|No. 3 More Park Life, Horse Chestnut and Oak finds. Size 7 x 5, watercolour on Kelmscott vellum|
|No 3. Detail|
Yesterday I finally decided to take up the paint brush again and finish Collection piece no. 3 before the leaves broke up completely. I normally put the leaves into a plastic bag and spray them with water and place outside (when it's cool) but forgot over the weekend!

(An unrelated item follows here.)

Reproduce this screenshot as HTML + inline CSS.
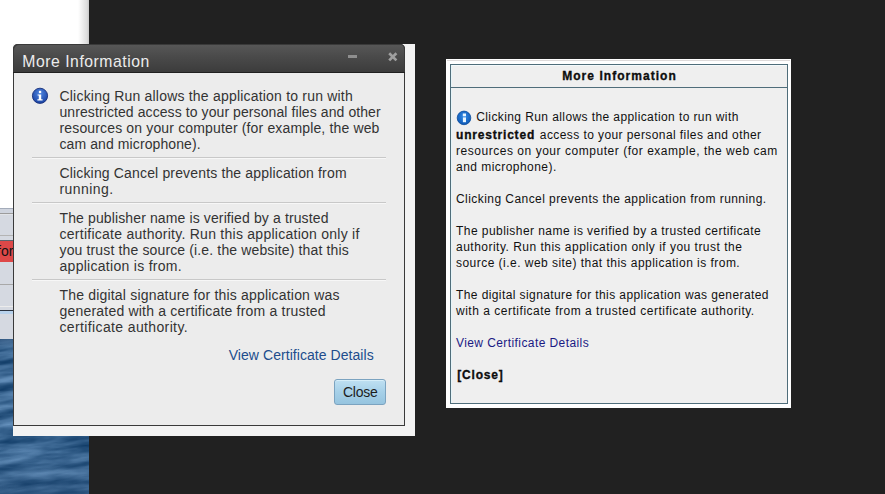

Another point worth mentioning is that these paintings on vellum are very difficult to photograph. The light isn't great today but it's not right to make the background to white on a painting on vellum, because it's not a true representation....the vellum being an integral part of the painting. I'm afraid these images have come out rather blue so I'll try to photograph them again on a better day. I don't much care to see watercolour backgrounds taken too white either because the paper isn't really that white. I think the basic rule when to adjusting an image in a photo editing programme, such as Photoshop is that you need a fairly decent photograph to start with.....that all comes down to having good natural light. Bit like painting really.
I might add the colours to this post later. The New Gamboge works a treat on the rich golden yellows on the Horse chestnut leaves though.
Ok here are the colours:
Horse chestnut leaf: First wash: Transparent Yellow and Burnt Sienna.
Dry brush with green, a mix of Fr Ultramarine and Transparent Yellow
Add veins, Burnt sienna and raw Umber for brown veins adding in Indanthrene Blue for the darker central vein. A more concentrate mix of the green mix for green veins.
For the areas where the light shines through the leaf, creating a more intense yellow, I used New Gamboge with a tiny amount of Permanent rose in places.
Shadow, a warm the brown mix as above with more blue and a little Permanent Carmine.
Build up the colours and model the surface of the leaf using dry brush.
Add details and blemishes using the various brown mixes as appropriate.
First wash. A mix of Permanent Carmine and transparent yellow was used for the initial brown colour.
A mix of Transparent Yellow and Sap Green was used for the light green wash. A little green Gold was added in the more yellow areas. For the dark blemishes I used Indanthrene Blue and Permanent Carmine. The browns were built up using Burnt Sienna and added Neutral Tint in the darkest areas
Very light wash of Cerulean Blue and Cobalt Blue. Build up colour varying the mix and using the Cerulean for the highlight and reflected light. Use dry brush in a drawing style to delineate the indents and ridges on the acorn. Raw Sienna was used for the browns
Actual conker, an initial wash of Gold Ochre and Scarlet Lake was applied first leaving the highlight clear. Cerulean Blue and Cobalt violet was used for the reflected light areas. Burnt Sienna and was used to build up the colour and some ultraviolet added for the richer brown areas.
Shadow was ultraviolet and Cobalt Blue.
Conker exterior green, a mix of Cobalt Blue and Lemon Yellow.
Dark Blemishes, a mix of Indanthrene Blue plus Permanent Carmine plus a very small quantity of Transparent Yellow.
The flesh, A combination of Lemon yellow, Cerulean Blue and Raw Umber.